D'abord, il y a la narration. Tezuka a un style très clair, où tout est bien expliqué, où l'on prend le temps de développer autant que ce l'est nécessaire à la compréhension du lecteur. Il y a beaucoup de narration à la troisième personne, comparé aux mangas habituels, ce qui donne parfois un style très littéraire à l'oeuvre. Il faut dire aussi que tout se base sur une toile de fond historique: plusieurs personnes et évènements mentionnés dans le manga sont réels, alors que d'autres sont à peine modifiés. Ainsi on se retrouve en plein Japon de fin de guerre, la «période de brouillard» japonaise; il est très possible de se demander si la famille Tengé n'est pas en un sens une métaphore pour le climat politico-social du pays déboussolé et rampant qu'est le Japon à la fin de la guerre.
Côté dessin, c'est bien sûr Tezuka: certains aiment beaucoup sont style, d'autres le trouvent vieillot et difficilement accessible de nos jours. Il est certain que ça prend un temps d'adaptation: on en est au début des mangas tels qu'on les connait et donc le dessin n’a pas pris la forme aussi travaillé qu’il a actuellement. Or Tezuka a une façon de jouer avec la lumière qui est très intéressante. Il joue beaucoup avec les contrastes du noir et du blanc, l'ombre et la lumière de l'être humain, de manière très expressionniste.

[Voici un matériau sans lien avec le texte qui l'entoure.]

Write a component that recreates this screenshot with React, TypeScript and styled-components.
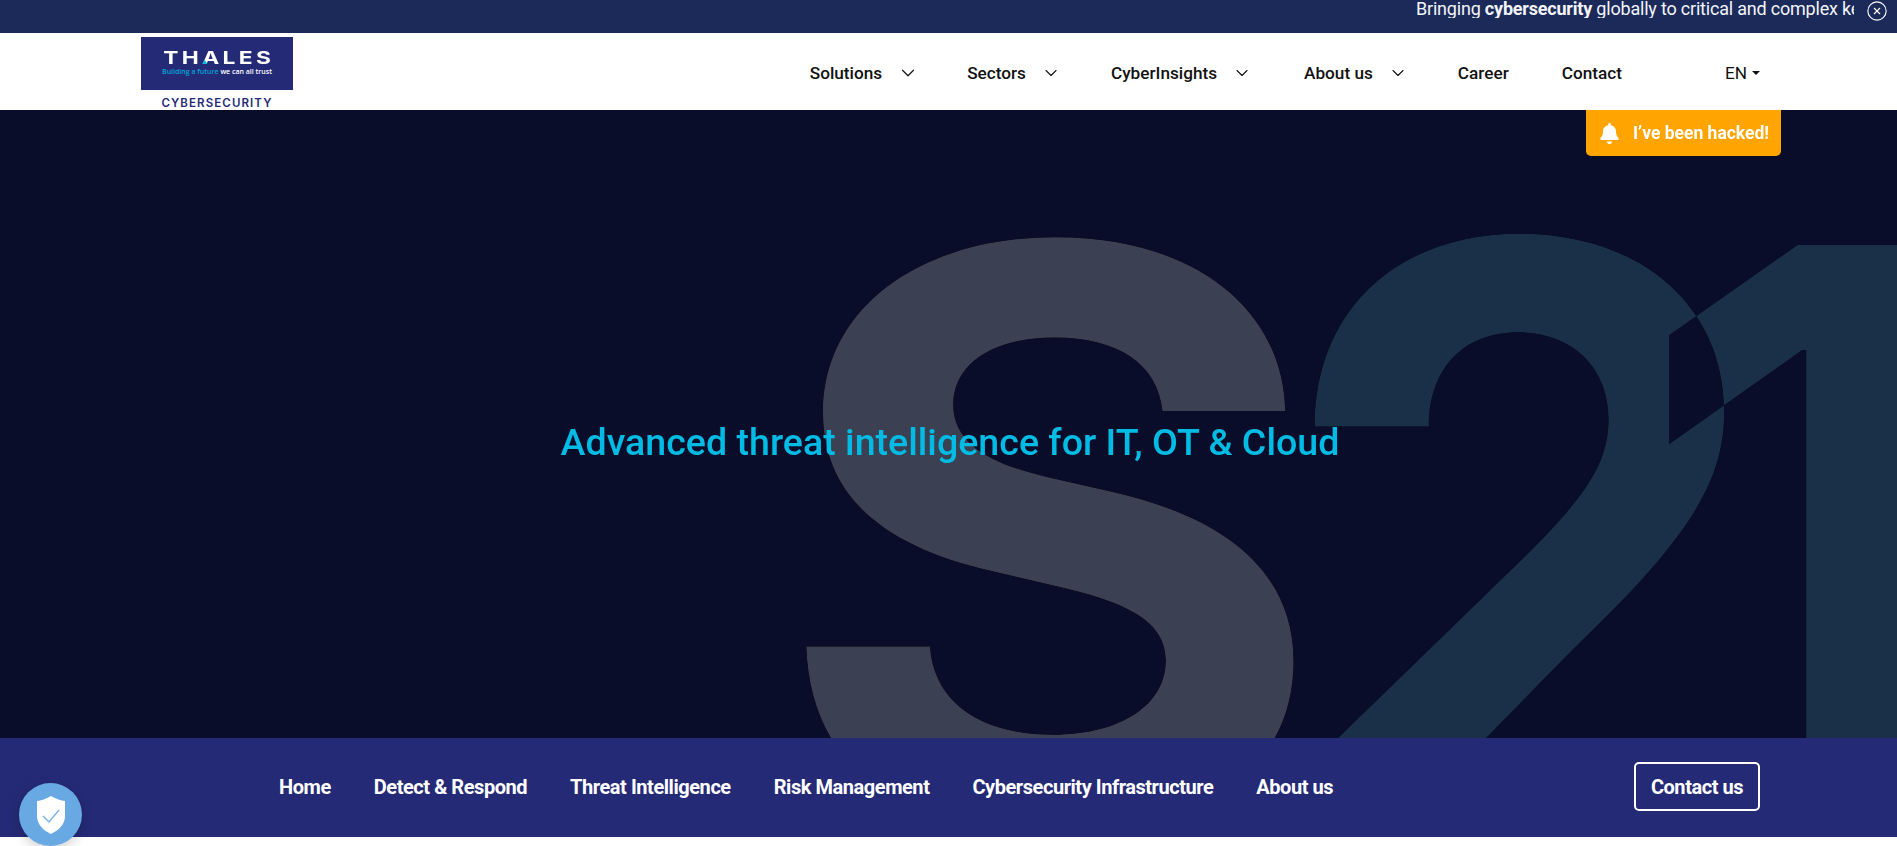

Les personnages de Ayako sont très complexes et profondément humains (pas nécessairement dans le sens positif), ils sont loin d'être soit "bons" ou "méchants": ils ont leurs troubles, leurs convictions, leurs comportements... Certains iront jusqu'au fond (de la cruauté?) pour mener à terme leur projet, tout en prétendant croire à l'inaltérabilité du destin. Et en fait le seul personnage qui sera véritablement victime du Destin sera Ayako, la petite fille née l'année où la guerre commençait...
Ayako est un manga qui nous fait entrer au sein d'une famille effroyable et sans morale et qui ne nous laisse définitivement pas indifférent. Bien sûr, ce n'est pas quelque chose à lire si on veut rigoler, mais c'est un manga avec une intrigue complexe et imprévisible qui vous fera vous poser beaucoup de questions sur la moralité... et l'immoralité. À découvrir, autant pour les fans de Tezuka que pour ceux qui veulent le découvrir.